So it’s been a while since I have shared my musings in a format longer than 140 characters. Today is as good a day as any to catch up.
I am in New York for an extended stay and happily working away at developing the various tentacles of my business. In New York, resources seem endless as do opportunities. Trick is to ferret out the ones that really make sense and focus your energies on those. This week, the LAMC has taken over the NY cultural scene. A fabulous conference put together and run by a dear friend. Good example of finding your core and mining it. While the “major” players are going down in flames (so what happened to Popkomm?), this conference focused on “outsiders” seems to be doing just fine. For that matter, so is the sister label, management and all around 360 business he has (congrats to you my brotha).
Meanwhile, I see the world still melting, both in an economic and music industry sense. Is the recession really ending? Is Michael Jackson really dead? Is it true that the best marketing plan is to simply die? Well, I think I will hold off on that one for now. What I have found is that many outside dabblers and their private equity groups are retreating from the fray. All those major acquisitions on the publishing side have waned and the catalogues that did not sell during the frenzy have now lost value…just like your house. Now those companies are scraping to pay the light bills and finding that they can’t service the debt with the cash flow from those catalogues they overpaid for.

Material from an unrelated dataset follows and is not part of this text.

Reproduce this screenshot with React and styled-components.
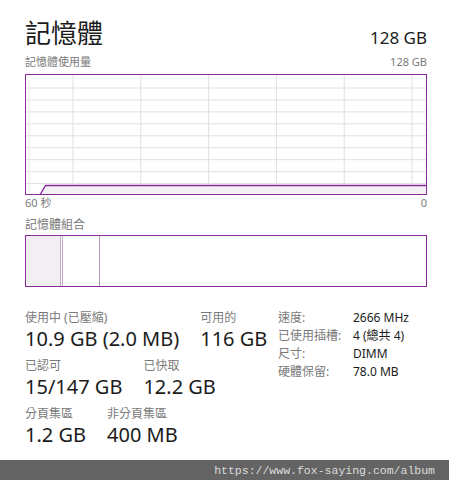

Hey fellas, you realize you have to actually WORK the catalogue to maintain or increase income stream? It don’t do it by itself…
In my career, I have seen a few of these occurrences. Outside equity players think they understand the music business, get a front man and put up a ton of money to get in the biz figuring they can buy experience. Does not (always) work. In this latest round, look at EMI. Smarts guys, innovative ideas, completely missed the nuances that drive the music business. You can’t fire everyone. Someone has to deal with the artists and songwriters in a language that they understand. Music is a very strange world and the cocoon that creators need to be in to create can not be messed with. Of course that is just one of the problems they encountered…and yes, they too are having problems servicing their debt.
This is all a good thing. Music people should be in the music business. People who live and breathe the stuff. Most of us got into this because we love music. We are musicians, songwriters, producers, fans…all of it! We don’t know what else to do. I can practice law but…no, really!
Now I look at the options and meet with everyone. Smart guys with money and real music people who managed to escape the damage and survive with some capital to grow. Perhaps in my next post I will be talking about who ends up being the better partner. Or perhaps I find that I am best where I am, on my own, growing it all organically. We are actually doing well. No big press pushes. Just friends telling friends that we found a way to monetize music assets and operate a good, honest business. We actually earn and pay royalties on over 300 albums so far. Not bad for two guys in a house.
This all may make for an interesting micro study some day.